Why Your Cruelty-Free Cosmetic Purchase May Still Support Animal Testing and Exploitation

I have shopped “animal testing free” for a long time, even before I became a vegan, as I never felt that it was acceptable for an animal to suffer for my makeup or lotion. The “not tested on animals” label was my calling card that that particular product was safe to purchase.

Then my cruelty-free balloon was popped when I learned about third party testing and the real truth behind the phrase “this finished product was not tested on animals”.

The need to be cruelty-free and the loopholes companies use

The controversy surrounding animal testing for cosmetics purposes as well as the growing popularity of being cruelty-free has resulted in companies attempting to distant themselves from animal testing by finding none-animal ways to test their products or through the loophole of third party testing.

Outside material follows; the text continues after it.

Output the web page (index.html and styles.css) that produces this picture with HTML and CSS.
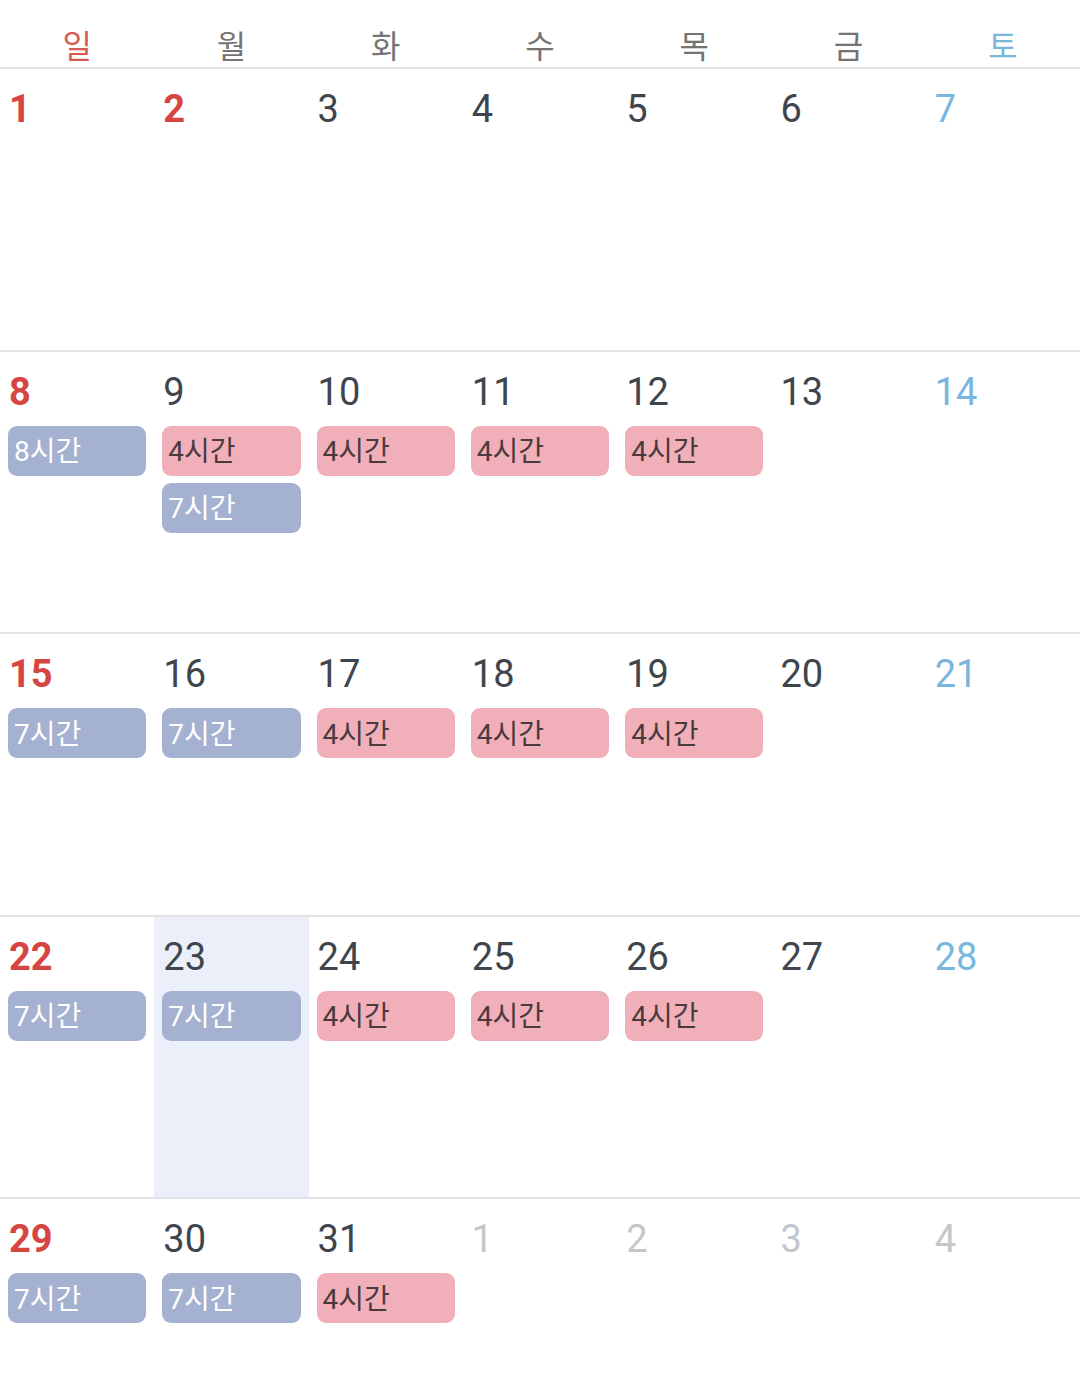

The controversy surrounding animal testing for cosmetics purposes as well as the growing popularity of being cruelty-free has resulted in companies attempting to distant themselves from animal testing

Third party testing is the term used to describe the situation when the company itself may not test on animals, but their parent company tests the ingredients on animals or they pay an outside organization to test their product/ingredient on animals. By doing this, a company can market themselves as cruelty-free while knowingly contributing to animal testing and suffering.

Misleading labeling

Another loophole that companies use is labeling their products with the term “this finished product was not tested on animals”. In reality what this labeling means is that the individual ingredients could have all been tested on animals, but the combination of ingredients used to make the final product was not tested on animals.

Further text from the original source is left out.